**Supplied material**
● ● ● ● ●

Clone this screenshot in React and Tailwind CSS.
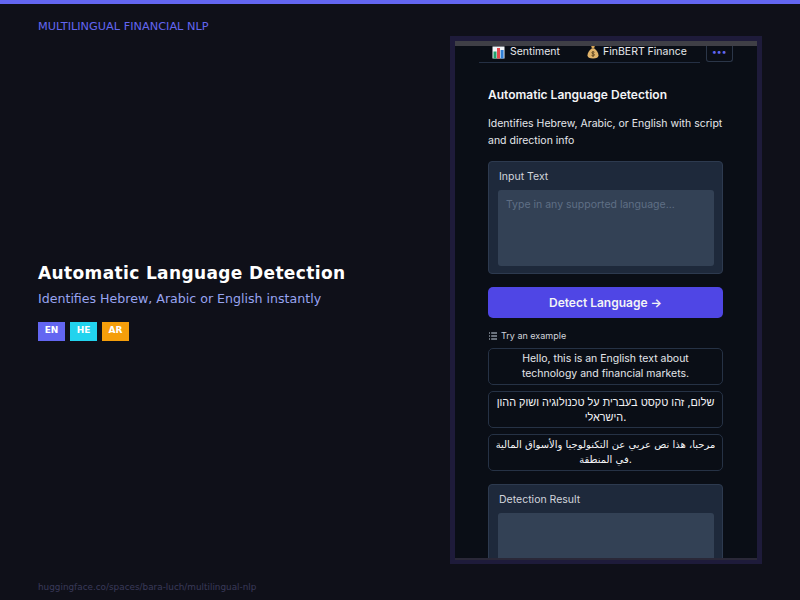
const dejavu = "font-['DejaVu_Sans',sans-serif]";

function ChartIcon() {
  return (
    <svg width="13" height="13" viewBox="0 0 13 13" aria-hidden="true">
      <rect x="0.5" y="0.5" width="12" height="12" fill="#f1f5f9" />
      <rect x="1.5" y="5.5" width="3" height="7" fill="#22a06b" />
      <rect x="5" y="2" width="3" height="10.5" fill="#e5484d" />
      <rect x="8.6" y="4" width="3" height="8.5" fill="#2f7fd6" />
    </svg>
  );
}

function BagIcon() {
  return (
    <svg width="12" height="14" viewBox="0 0 12 14" aria-hidden="true">
      <path d="M4 0.5h4L7 3.4h-2z" fill="#d8a657" />
      <path d="M4.6 3.6h2.8c2.4 2 4.1 4.4 4.1 6.6 0 2.4-2 3.3-5.5 3.3S.5 12.6.5 10.2c0-2.2 1.700-4.600 4.100-6.600z" fill="#e0b36a" />
      <path d="M7.500 7.300c-.5-.6-2.700-.7-2.700.5 0 1.300 2.700.7 2.700 2.100 0 1.200-2.300 1.100-3 .4M6 6v6" fill="none" stroke="#5b4420" strokeWidth="0.9" />
    </svg>
  );
}

function ListIcon() {
  return (
    <svg width="8" height="8" viewBox="0 0 8 8" aria-hidden="true" className="ml-[1px] text-slate-300">
      <path d="M0 1h1M0 4h1M0 7h1M2.200 1H8M2.200 4H8M2.200 7H8" stroke="currentColor" strokeWidth="1" />
    </svg>
  );
}

function Example({ children, className }) {
  return (
    <button className={`h-[37px] w-full rounded-[5px] border border-[#263245] bg-[#0a0e16] px-[5px] text-center leading-[14.700px] text-[#e5e7eb] ${className}`}>
      {children}
    </button>
  );
}

function Field({ label, height, placeholder, className }) {
  return (
    <div className={`rounded-[4px] border border-[#2d3a4f] bg-[#1e293b] pl-[9px] pr-[8px] pt-[8px] ${className}`}>
      <div className="pl-px text-[10.5px] leading-[14px] text-[#d1d5db]">{label}</div>
      <div className={`mt-[6px] rounded-[3px] bg-[#334155] px-2 pt-[8px] text-[10.5px] leading-[14px] text-[#5f6f85] ${height}`}>
        {placeholder}
      </div>
    </div>
  );
}

export default function App() {
  return (
    <div className="flex h-[600px] w-[800px] flex-col overflow-hidden bg-[#0f1019]">
      <div className="h-1 bg-[#6366f1]" />
      <div className="flex flex-1">
        <div className={`flex w-[450px] flex-col pb-[7px] pl-[38px] pt-[16px] ${dejavu}`}>
          <div className="text-[11.3px] leading-[14px] text-[#6366f1]">MULTILINGUAL FINANCIAL NLP</div>
          <div className="flex flex-1 flex-col justify-center pb-[13px]">
            <h1 className="text-[17px] font-bold leading-[22px] tracking-[0.37px] text-white">Automatic Language Detection</h1>
            <p className="mt-[7px] text-[12.6px] leading-[16px] text-[#98a4f0]">Identifies Hebrew, Arabic or English instantly</p>
            <div className="mt-[15px] flex gap-[5px]">
              <span className="flex h-[19px] w-[27px] items-center justify-center bg-[#6366f1] text-[9px] font-bold text-white">EN</span>
              <span className="flex h-[19px] w-[27px] items-center justify-center bg-[#22d3ee] text-[9px] font-bold text-white">HE</span>
              <span className="flex h-[19px] w-[27px] items-center justify-center bg-[#f59e0b] text-[9px] font-bold text-white">AR</span>
            </div>
          </div>
          <div className="text-[8.85px] leading-[12px] text-[#3a3a5a]">huggingface.co/spaces/bara-luch/multilingual-nlp</div>
        </div>

        <div className="mt-[32px] flex h-[528px] w-[312px] flex-col overflow-hidden border-x-[5px] border-b-[4px] border-t-[5px] border-[#1e1b3a] bg-[#0a0e16] font-['Inter',sans-serif]">
          <div className="h-[5px] shrink-0 bg-[#3f3f46]" />
          <div className="min-h-0 flex-1 overflow-hidden">
            <div className="flex items-start pl-[24px]">
              <div className="flex h-[17px] w-[221px] items-center gap-[27px] whitespace-nowrap border-b border-[#253044] pb-[4px] pl-[13px] text-[10.5px] leading-[14px] text-[#e5e7eb]">
                <span className="flex items-center gap-[5px]"><ChartIcon />Sentiment</span>
                <span className="flex items-center gap-[4px]"><BagIcon />FinBERT Finance</span>
              </div>
              <div className="ml-[6px] flex h-[16px] w-[27px] items-center justify-center rounded-b-[3px] border-x border-b border-[#2b3648] pb-[4px] text-[9px] font-bold leading-none tracking-[0.5px] text-[#6366f1]">•••</div>
            </div>

            <div className="pl-[33px] pr-[34px] pt-[24px]">
              <h2 className="text-[12px] font-semibold leading-[16px] text-[#f3f4f6]">Automatic Language Detection</h2>
              <p className="mt-[12px] text-[10.5px] leading-[17px] text-[#e5e7eb]">Identifies Hebrew, Arabic, or English with script and direction info</p>

              <Field className="mt-[12px] h-[113px]" label="Input Text" height="h-[76px]" placeholder="Type in any supported language..." />

              <button className="mt-[13px] block h-[31px] w-full rounded-[5px] bg-[#4f46e5] text-[12px] font-semibold text-[#f3f4f6]">Detect Language →</button>

              <div className="mt-[12px] flex h-[12px] items-center gap-[4px] text-[9px] text-[#d1d5db]"><ListIcon />Try an example</div>

              <div className="mt-[6px] flex flex-col gap-[6px]">
                <Example className="text-[10.5px]">Hello, this is an English text about technology and financial markets.</Example>
                <Example className="text-[10.85px] text-[#f3f4f6]">שלום, זהו טקסט בעברית על טכנולוגיה ושוק ההון הישראלי.</Example>
                <Example className="font-['DejaVu_Sans',sans-serif] text-[10px] text-[#f3f4f6]">مرحبا، هذا نص عربي عن التكنولوجيا والأسواق المالية في المنطقة.</Example>
              </div>

              <Field className="mt-[13px] h-[113px]" label="Detection Result" height="h-[76px]" />
            </div>
          </div>
          <div className="h-[2px] shrink-0 bg-[#2a2838]" />
        </div>
      </div>
    </div>
  );
}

● ● ● ● ●

**Work to do**
Take the listing and print it again exactly, but without any pictures.

**Task answer**
Clone this screenshot in React and Tailwind CSS.
const dejavu = "font-['DejaVu_Sans',sans-serif]";

function ChartIcon() {
  return (
    <svg width="13" height="13" viewBox="0 0 13 13" aria-hidden="true">
      <rect x="0.5" y="0.5" width="12" height="12" fill="#f1f5f9" />
      <rect x="1.5" y="5.5" width="3" height="7" fill="#22a06b" />
      <rect x="5" y="2" width="3" height="10.5" fill="#e5484d" />
      <rect x="8.6" y="4" width="3" height="8.5" fill="#2f7fd6" />
    </svg>
  );
}

function BagIcon() {
  return (
    <svg width="12" height="14" viewBox="0 0 12 14" aria-hidden="true">
      <path d="M4 0.5h4L7 3.4h-2z" fill="#d8a657" />
      <path d="M4.6 3.6h2.8c2.4 2 4.1 4.4 4.1 6.6 0 2.4-2 3.3-5.5 3.3S.5 12.6.5 10.2c0-2.2 1.700-4.600 4.100-6.600z" fill="#e0b36a" />
      <path d="M7.500 7.300c-.5-.6-2.700-.7-2.700.5 0 1.300 2.700.7 2.700 2.100 0 1.200-2.300 1.100-3 .4M6 6v6" fill="none" stroke="#5b4420" strokeWidth="0.9" />
    </svg>
  );
}

function ListIcon() {
  return (
    <svg width="8" height="8" viewBox="0 0 8 8" aria-hidden="true" className="ml-[1px] text-slate-300">
      <path d="M0 1h1M0 4h1M0 7h1M2.200 1H8M2.200 4H8M2.200 7H8" stroke="currentColor" strokeWidth="1" />
    </svg>
  );
}

function Example({ children, className }) {
  return (
    <button className={`h-[37px] w-full rounded-[5px] border border-[#263245] bg-[#0a0e16] px-[5px] text-center leading-[14.700px] text-[#e5e7eb] ${className}`}>
      {children}
    </button>
  );
}

function Field({ label, height, placeholder, className }) {
  return (
    <div className={`rounded-[4px] border border-[#2d3a4f] bg-[#1e293b] pl-[9px] pr-[8px] pt-[8px] ${className}`}>
      <div className="pl-px text-[10.5px] leading-[14px] text-[#d1d5db]">{label}</div>
      <div className={`mt-[6px] rounded-[3px] bg-[#334155] px-2 pt-[8px] text-[10.5px] leading-[14px] text-[#5f6f85] ${height}`}>
        {placeholder}
      </div>
    </div>
  );
}

export default function App() {
  return (
    <div className="flex h-[600px] w-[800px] flex-col overflow-hidden bg-[#0f1019]">
      <div className="h-1 bg-[#6366f1]" />
      <div className="flex flex-1">
        <div className={`flex w-[450px] flex-col pb-[7px] pl-[38px] pt-[16px] ${dejavu}`}>
          <div className="text-[11.3px] leading-[14px] text-[#6366f1]">MULTILINGUAL FINANCIAL NLP</div>
          <div className="flex flex-1 flex-col justify-center pb-[13px]">
            <h1 className="text-[17px] font-bold leading-[22px] tracking-[0.37px] text-white">Automatic Language Detection</h1>
            <p className="mt-[7px] text-[12.6px] leading-[16px] text-[#98a4f0]">Identifies Hebrew, Arabic or English instantly</p>
            <div className="mt-[15px] flex gap-[5px]">
              <span className="flex h-[19px] w-[27px] items-center justify-center bg-[#6366f1] text-[9px] font-bold text-white">EN</span>
              <span className="flex h-[19px] w-[27px] items-center justify-center bg-[#22d3ee] text-[9px] font-bold text-white">HE</span>
              <span className="flex h-[19px] w-[27px] items-center justify-center bg-[#f59e0b] text-[9px] font-bold text-white">AR</span>
            </div>
          </div>
          <div className="text-[8.85px] leading-[12px] text-[#3a3a5a]">huggingface.co/spaces/bara-luch/multilingual-nlp</div>
        </div>

        <div className="mt-[32px] flex h-[528px] w-[312px] flex-col overflow-hidden border-x-[5px] border-b-[4px] border-t-[5px] border-[#1e1b3a] bg-[#0a0e16] font-['Inter',sans-serif]">
          <div className="h-[5px] shrink-0 bg-[#3f3f46]" />
          <div className="min-h-0 flex-1 overflow-hidden">
            <div className="flex items-start pl-[24px]">
              <div className="flex h-[17px] w-[221px] items-center gap-[27px] whitespace-nowrap border-b border-[#253044] pb-[4px] pl-[13px] text-[10.5px] leading-[14px] text-[#e5e7eb]">
                <span className="flex items-center gap-[5px]"><ChartIcon />Sentiment</span>
                <span className="flex items-center gap-[4px]"><BagIcon />FinBERT Finance</span>
              </div>
              <div className="ml-[6px] flex h-[16px] w-[27px] items-center justify-center rounded-b-[3px] border-x border-b border-[#2b3648] pb-[4px] text-[9px] font-bold leading-none tracking-[0.5px] text-[#6366f1]">•••</div>
            </div>

            <div className="pl-[33px] pr-[34px] pt-[24px]">
              <h2 className="text-[12px] font-semibold leading-[16px] text-[#f3f4f6]">Automatic Language Detection</h2>
              <p className="mt-[12px] text-[10.5px] leading-[17px] text-[#e5e7eb]">Identifies Hebrew, Arabic, or English with script and direction info</p>

              <Field className="mt-[12px] h-[113px]" label="Input Text" height="h-[76px]" placeholder="Type in any supported language..." />

              <button className="mt-[13px] block h-[31px] w-full rounded-[5px] bg-[#4f46e5] text-[12px] font-semibold text-[#f3f4f6]">Detect Language →</button>

              <div className="mt-[12px] flex h-[12px] items-center gap-[4px] text-[9px] text-[#d1d5db]"><ListIcon />Try an example</div>

              <div className="mt-[6px] flex flex-col gap-[6px]">
                <Example className="text-[10.5px]">Hello, this is an English text about technology and financial markets.</Example>
                <Example className="text-[10.85px] text-[#f3f4f6]">שלום, זהו טקסט בעברית על טכנולוגיה ושוק ההון הישראלי.</Example>
                <Example className="font-['DejaVu_Sans',sans-serif] text-[10px] text-[#f3f4f6]">مرحبا، هذا نص عربي عن التكنولوجيا والأسواق المالية في المنطقة.</Example>
              </div>

              <Field className="mt-[13px] h-[113px]" label="Detection Result" height="h-[76px]" />
            </div>
          </div>
          <div className="h-[2px] shrink-0 bg-[#2a2838]" />
        </div>
      </div>
    </div>
  );
}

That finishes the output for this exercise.